I thought the idea was to just use the LTO plugin for that, teach it to
handle the .gnu.target_lto* sections specially.

> The target-side GCC is invoked to load Gimple IR from .gnu.target_lto sections
> of the FAT-object and compile it to target-side objects which later will be
> used by target-side linker.
> 
> The host-side linker needs libgomp along side with standard libraries like
> libc/libm to successfully resolve symbols, generated by the host compiler.  The
> target-side linker needs CRT.O, containing main-routine for target-side
> executable and target-specific versions of standard libraries.

I'd say main shouldn't be linked into the shared libraries (well, for MIC)
that you put into the binaries resp. shared libraries, but into special
section inside of libgomp.so from which the runtime would upload it into the
binary.  Because, if you have main in every shared library, what do you do
if you have multiple shared libraries with offloading code in it?
What the plugin will need to do is for each of the shared libraries in the
link, extract from the special sections the embedded target shared libraries
(or executables) into temporary files and pass that to the target linker, so
that if you have say
#pragma omp declare target
extern int foo;
extern void bar (void);
#pragma omp declare target
in one shared library and the definitions thereof in a different one, you
can link that together.

> 1.3.  Execution
> 
> Host-side executable contains calls to libgomp library, which interfaces all
> interactions with target-devices.
> On loading, the executable calls GOMP_target_init from libgomp.so, which will

No.  The first call to omp_get_num_devices, GOMP_target, GOMP_target_data
or GOMP_target_update (using pthread_once) scans for the available target
devices, there is no GOMP_target_init, and the first GOMP_target,
GOMP_target_data or GOMP_target_update from a particular shared library or
binary (all of them will have __OPENMP_TARGET__ weak hidden symbol as one of
the arguments) offloads the embedded shared library into target (resp.
compiles HSAIL/PTX and uploads or whatever).

> load the target executables onto target-devices and start them.  Since this
> moment, the devices are ready to execute requested code and interact with the
> main host-process.
> 
> When a host-side program calls libgomp functions related to the offloading,
> libgomp decides, whether it's profitable to offload, and which device to choose
> for that.  In order to do that, libgomp calls available plugins and checks
> which devices are ready to execute offloaded code.  Available plugins should be
> located in a specified folder and should implement a certain interface.
> 
> Another important function of libgomp is host-target memory mapping and keeping
> information about mapped regions and their types.

The only "type" info needed is the copy_from flag, all the rest happens on
mapping memory to the device, so don't need to be tracked afterwards.

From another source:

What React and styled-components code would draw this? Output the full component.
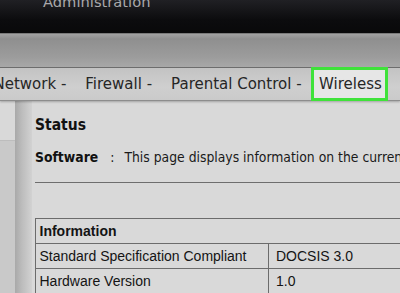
import React from 'react'
import styled, { createGlobalStyle } from 'styled-components'

const GlobalStyle = createGlobalStyle`
  html, body {
    margin: 0;
    padding: 0;
    background: #d9d9d9;
  }
`

const Page = styled.div`
  width: 400px;
  height: 293px;
  overflow: hidden;
  display: flex;
  flex-direction: column;
  background: #d9d9d9;
`

const TopBar = styled.div`
  height: 33px;
  flex-shrink: 0;
  background: linear-gradient(#202024, #0c0c0e 60%, #09090a);
  border-bottom: 1px solid #7a7a7a;
  overflow: hidden;
`

const Title = styled.div`
  margin: -7px 0 0 43px;
  font-family: "DejaVu Sans", Verdana, sans-serif;
  font-size: 14.7px;
  line-height: 17px;
  color: #a9a9ab;
`

const Band = styled.div`
  height: 33px;
  flex-shrink: 0;
  background: linear-gradient(#a2a2a2, #8f8f8f 15%, #9c9c9c 70%, #a8a8a8);
  border-bottom: 1px solid #6f6f6f;
`

const NavBar = styled.div`
  height: 32px;
  flex-shrink: 0;
  display: flex;
  align-items: stretch;
  background: linear-gradient(#c3c3c3, #cfcfcf 60%, #cacaca);
  border-bottom: 1px solid #8d8d8d;
  box-shadow: 0 1px 2px rgba(0, 0, 0, 0.25);
  position: relative;
  z-index: 1;
`

const NavList = styled.div`
  display: flex;
  align-items: stretch;
  margin-left: -16px;
  white-space: nowrap;
`

const NavItem = styled.div`
  display: flex;
  align-items: center;
  padding: ${p => (p.$active ? '0 3px 0 5px' : '0 9.5px')};
  font-family: "DejaVu Sans", Verdana, sans-serif;
  font-size: 15px;
  color: #262626;
  background: ${p => (p.$active ? '#e6e6e6' : 'transparent')};
  border: ${p => (p.$active ? '3px solid #3fe23a' : 'none')};
  margin-top: ${p => (p.$active ? '-1px' : '0')};
  margin-bottom: ${p => (p.$active ? '-1px' : '0')};
`

const Body = styled.div`
  flex: 1;
  display: flex;
  min-height: 0;
`

const Sidebar = styled.div`
  width: 15px;
  flex-shrink: 0;
  background: #c9c9c9;
  display: flex;
  flex-direction: column;
`

const SideTop = styled.div`
  height: 39px;
  background: #d9d9d9;
  border-bottom: 1px solid #bdbdbd;
`

const Shade = styled.div`
  width: 17px;
  flex-shrink: 0;
  background: linear-gradient(90deg, #a9a9a9, #bcbcbc 40%, #d2d2d2);
`

const Content = styled.div`
  flex: 1;
  padding: 14.5px 0 0 3px;
  min-width: 0;
  background: #d9d9d9;
`

const Heading = styled.div`
  font-family: "DejaVu Sans Condensed", "DejaVu Sans", Verdana, sans-serif;
  font-weight: bold;
  font-size: 15.5px;
  line-height: 18px;
  color: #111;
`

const Desc = styled.div`
  margin-top: 15px;
  display: flex;
  white-space: nowrap;
  font-family: "DejaVu Sans Condensed", "DejaVu Sans", Verdana, sans-serif;
  font-size: 13.8px;
  line-height: 16px;
  color: #1a1a1a;
`

const Label = styled.span`
  font-weight: bold;
  color: #111;
`

const Colon = styled.span`
  margin: 0 10px 0 12px;
`

const Rule = styled.div`
  margin-top: 17px;
  height: 1px;
  background: #6e6e6e;
`

const Table = styled.div`
  margin-top: 35px;
  width: 420px;
  border-top: 1px solid #6c6c6c;
  border-left: 1px solid #6c6c6c;
  font-family: "Liberation Sans", Arial, sans-serif;
  font-size: 14px;
  color: #141414;
`

const Row = styled.div`
  display: flex;
  height: 24px;
  border-bottom: 1px solid #6c6c6c;
`

const Cell = styled.div`
  display: flex;
  align-items: center;
  padding-left: ${p => (p.$second ? '7px' : '3.5px')};
  width: ${p => (p.$full ? '100%' : p.$second ? 'auto' : '232px')};
  flex: ${p => (p.$second ? '1' : 'none')};
  border-left: ${p => (p.$second ? '1px solid #6c6c6c' : 'none')};
  font-weight: ${p => (p.$head ? 'bold' : 'normal')};
  box-sizing: border-box;
`

const rows = [
  ['Standard Specification Compliant', 'DOCSIS 3.0'],
  ['Hardware Version', '1.0'],
]

const navItems = ['Network -', 'Firewall -', 'Parental Control -']

export default function App() {
  return (
    <>
      <GlobalStyle />
      <Page>
        <TopBar>
          <Title>Administration</Title>
        </TopBar>
        <Band />
        <NavBar>
          <NavList>
            {navItems.map(item => (
              <NavItem key={item}>{item}</NavItem>
            ))}
            <NavItem $active>Wireless</NavItem>
          </NavList>
        </NavBar>
        <Body>
          <Sidebar>
            <SideTop />
          </Sidebar>
          <Shade />
          <Content>
            <Heading>Status</Heading>
            <Desc>
              <Label>Software</Label>
              <Colon>:</Colon>
              <span>This page displays information on the current status of the modem.</span>
            </Desc>
            <Rule />
            <Table>
              <Row>
                <Cell $full $head>Information</Cell>
              </Row>
              {rows.map(([k, v]) => (
                <Row key={k}>
                  <Cell>{k}</Cell>
                  <Cell $second>{v}</Cell>
                </Row>
              ))}
            </Table>
          </Content>
        </Body>
      </Page>
    </>
  )
}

> TBD: probably, it's better to 'hard-code' available plugin during build of
> libgomp (e.g., at configure step).

That is certainly doable.

> 2.  LINKER PLUGINS INFRASTRUCTURE
> 
> 2.1.  Overview
> 
> When -flto or -fopenmp option is given to the GCC driver, linker plugin
> invocation is triggered.  The plugin claims the input files containing
> .gnu.lto* or .gnu.target_lto* sections for further processing and creates
> resolutions file.
> After this preliminary work, LTO-wrapper is called.  It is responsible for
> sequential calls of GCC.
> 
> The first call is needed to run WPA, which performs usual LTO partitioning as
> well as partitioning of OpenMP-target sections.  WPA reads bytecode of:
>   1) all functions and variables with "omp declare target" attribute;
>   2) the outlined bodies of #pragma omp target turned into '*.ompfn' functions;

1) and 2) is basically the same, because omp expansion adds "omp declare
target" attribute to the outlined bodies too.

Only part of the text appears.